On Monday, December 30, 2013 7:36:40 PM UTC-5, Michael Bayer wrote:
>
>
> On Dec 30, 2013, at 7:12 PM, Dan <wpu....@gmail.com <javascript:>> wrote:
>
> Hello,
>
> I have been trying to find the appropriate syntax to query from a user 
> defined function. I am dealing with a SQL Server 2008 database, and I am 
> using sqlalchemy 0.8.4 with pyodbc 3.0.7. The machine the python app is 
> running on is Windows 7 64 bit, but I am using 32 bit python. I followed 
> the pointers in this 
> thread<https://groups.google.com/forum/#!searchin/sqlalchemy/call$20database$20function/sqlalchemy/tYVxitn9j1A/L5URn6ryHWUJ>,
>  
> but it seems that I can't get sqlalchemy to behave properly. The sql I am 
> trying to execute looks like the following
>
> select * from some_user_defined_function('2013-12-29', DEFAULT, '3', 638, 
> DEFAULT)
>
> Note that there are no parameter names and the usage of the Default 
> keyword. Null can be used in place of the Default, but that could be 
> problematic if a parameter's default value isn't null. Furthermore, this 
> function can be joined to tables within the database like so
>
> select * from some_user_defined_function('2013-12-29', DEFAULT, '3', 638, 
> DEFAULT) uf
> left outer join db_table dt on uf.table_id = dt.id
>
> Is there anyway to handle this situation?
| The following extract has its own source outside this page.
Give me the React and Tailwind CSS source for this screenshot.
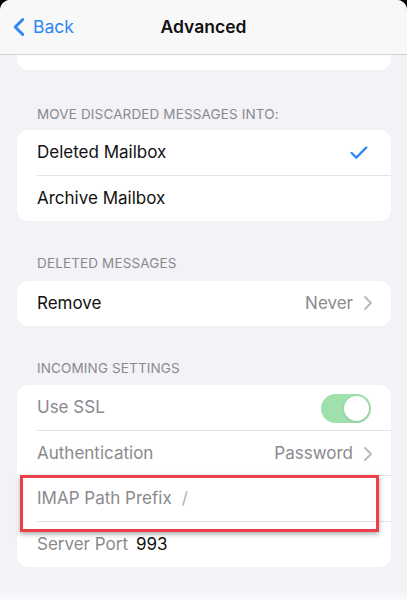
import { ChevronLeft, ChevronRight, Check } from "lucide-react";

const font = { fontFamily: "Inter, 'Noto Sans', sans-serif" };

function SectionHeader({ children, className }) {
  return (
    <p className={"pl-[37px] text-[13.5px] uppercase tracking-[0.01em] text-[#8a8a8e] " + (className || "")}>
      {children}
    </p>
  );
}

function Row({ children, divider = true }) {
  return (
    <div className="relative flex h-[45.5px] items-center pl-[20px] pr-[20px]">
      {children}
      {divider && <div className="absolute bottom-0 left-[20px] right-0 h-px bg-[#e2e2e6]" />}
    </div>
  );
}

export default function App() {
  return (
    <div className="h-[600px] w-[407px] overflow-hidden bg-black" style={font}>
      <div className="flex h-full flex-col overflow-hidden rounded-t-[10px] bg-[#f2f2f7]">
        {/* nav bar */}
        <div className="relative flex h-[55px] shrink-0 items-center border-b border-[#d4d4d6] bg-[#f8f8f8]">
          <div className="flex items-center pl-[4px] text-[#2f86f5]">
            <ChevronLeft size={30} strokeWidth={2.4} />
            <span className="-ml-[1px] text-[17.5px]">Back</span>
          </div>
          <h1 className="absolute left-0 right-0 text-center text-[17.5px] font-semibold text-[#111]">Advanced</h1>
        </div>

        <div className="-mt-px ml-[17px] mr-[16px] h-[16px] rounded-b-[11px] bg-white" />

        <SectionHeader className="mt-[34px]">Move discarded messages into:</SectionHeader>
        <div className="ml-[17px] mr-[16px] mt-[6px] overflow-hidden rounded-[11px] bg-white text-[17px] text-[#111]">
          <Row>
            <span className="flex-1">Deleted Mailbox</span>
            <Check size={22} strokeWidth={2.6} className="mr-[1px] text-[#2f86f5]" />
          </Row>
          <Row divider={false}>
            <span>Archive Mailbox</span>
          </Row>
        </div>

        <SectionHeader className="mt-[32px]">Deleted messages</SectionHeader>
        <div className="ml-[17px] mr-[16px] mt-[7px] overflow-hidden rounded-[11px] bg-white text-[17px] text-[#111]">
          <Row divider={false}>
            <span className="flex-1">Remove</span>
            <span className="text-[#8a8a8e]">Never</span>
            <ChevronRight size={24} strokeWidth={1.8} className="ml-[3px] -mr-[9px] text-[#b8b8bc]" />
          </Row>
        </div>

        <SectionHeader className="mt-[32px]">Incoming settings</SectionHeader>
        <div className="relative ml-[17px] mr-[16px] mt-[7px] rounded-[11px] bg-white text-[17px] text-[#8a8a8e]">
          <Row>
            <span className="flex-1">Use SSL</span>
            <div className="flex h-[29px] w-[50px] items-center justify-end rounded-full bg-[#9fe0ad] p-[2px]">
              <div className="h-[25px] w-[25px] rounded-full bg-white shadow-[0_1px_3px_rgba(0,0,0,0.15)]" />
            </div>
          </Row>
          <Row>
            <span className="flex-1">Authentication</span>
            <span>Password</span>
            <ChevronRight size={24} strokeWidth={1.8} className="ml-[3px] -mr-[9px] text-[#b8b8bc]" />
          </Row>
          <Row>
            <span>IMAP Path Prefix</span>
            <span className="ml-[10px] text-[#b0b0b4]">/</span>
          </Row>
          <Row divider={false}>
            <span>Server Port</span>
            <span className="ml-[8px] text-[#111]">993</span>
          </Row>
          {/* highlight box */}
          <div className="pointer-events-none absolute left-[3px] top-[90px] h-[57px] w-[359px] border-[3px] border-[#ec3f48] shadow-[0_2px_5px_rgba(0,0,0,0.35)]" />
        </div>

        <div className="mt-auto h-[7px] bg-[#f8f8fa]" />
      </div>
    </div>
  );
}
Below are the attempts that I 
> have tried
>
>     function_call = 
> select([column('table_id'),column('widget_type'),column('effective_date'),column('widget_id')],
>                           
>  
> from_obj=[func.some_user_defined_function(bindparam('effective_date_start',value='2013-12-01'),
>                                                                           
>     bindparam('effective_date_end', value=None,quote=False),
>                                                                           
>     bindparam('widget_type_list', value='3'),
>                                                                           
>     bindparam('company_id', value=638),
>                                                                           
>     bindparam('widget_id', value=None,quote=False))])
>
>
>
> “DEFAULT” is a fixed keyword here so you’d be looking specifically to not 
> bind any value from the application into a bound placeholder (e.g. a 
> question mark ?).
>
> To deliver a fixed keyword, use a construct like “literal_column()”.   In 
> addition, you don’t typically need to use bindparam() explicitly unless you 
> are looking to re-use the statement repeatedly .  Using a literal Python 
> value will automatically be coerced into a bound parameter.
>
> from sqlalchemy.sql import column, select, func, literal_column
>
> function_call = select([
>             column('table_id'),
>             column('widget_type'),
>             column('effective_date'),
>             column('widget_id')]).\
>             select_from(
>                 func.some_user_defined_function(
>                     "2013-12-01",
>                     literal_column("DEFAULT"),
>                     "3",
>                     638,
>                     literal_column("DEFAULT")
>                 )
>             )
>
> result = session.execute(function_call)
>
>
> SELECT table_id, widget_type, effective_date, widget_id
> FROM some_user_defined_function(:effective_date_start, 
> :effective_date_end, :widget_type_list, :company_id, :widget_id)
>
>
> this is the SQL that you’d see from printing the statement or turning it 
> into a string.  however, if you’re passing the construct to 
> session.execute(), and are watching the SQL output using echo=True (which I 
> recommend when debugging these things), you’d see question marks with 
> Pyodbc, not parameters like :effective_date_start.
>
> if you set echo=‘debug’ on your create_engine() you’ll see not just the 
> SQL emitted but also the rows that are received in the raw.
>
>
> To eliminate the possiblity that the issue is within pyodbc I tried the 
> following
>
>     cnxn = pyodbc.connect('DRIVER={SQL 
> Server};SERVER=10.0.0.555;DATABASE=yup;UID=user;PWD=pass')
>     cursor = cnxn.cursor()
>
>     cursor.execute("select * from some_user_defined_function('2013-12-29', 
> NULL, '3', 638, NULL)")
>     for row in cursor:
>         print row
>
>
> if you’re still testing against pyodbc, please try it like this:
>
> cursor.execute("select * from some_user_defined_function(?, NULL, ?, ?, 
> NULL)”, [‘2013-12-29’, ‘3’, 638])
>
> as that is more accurately what would be sent from SQLAlchemy.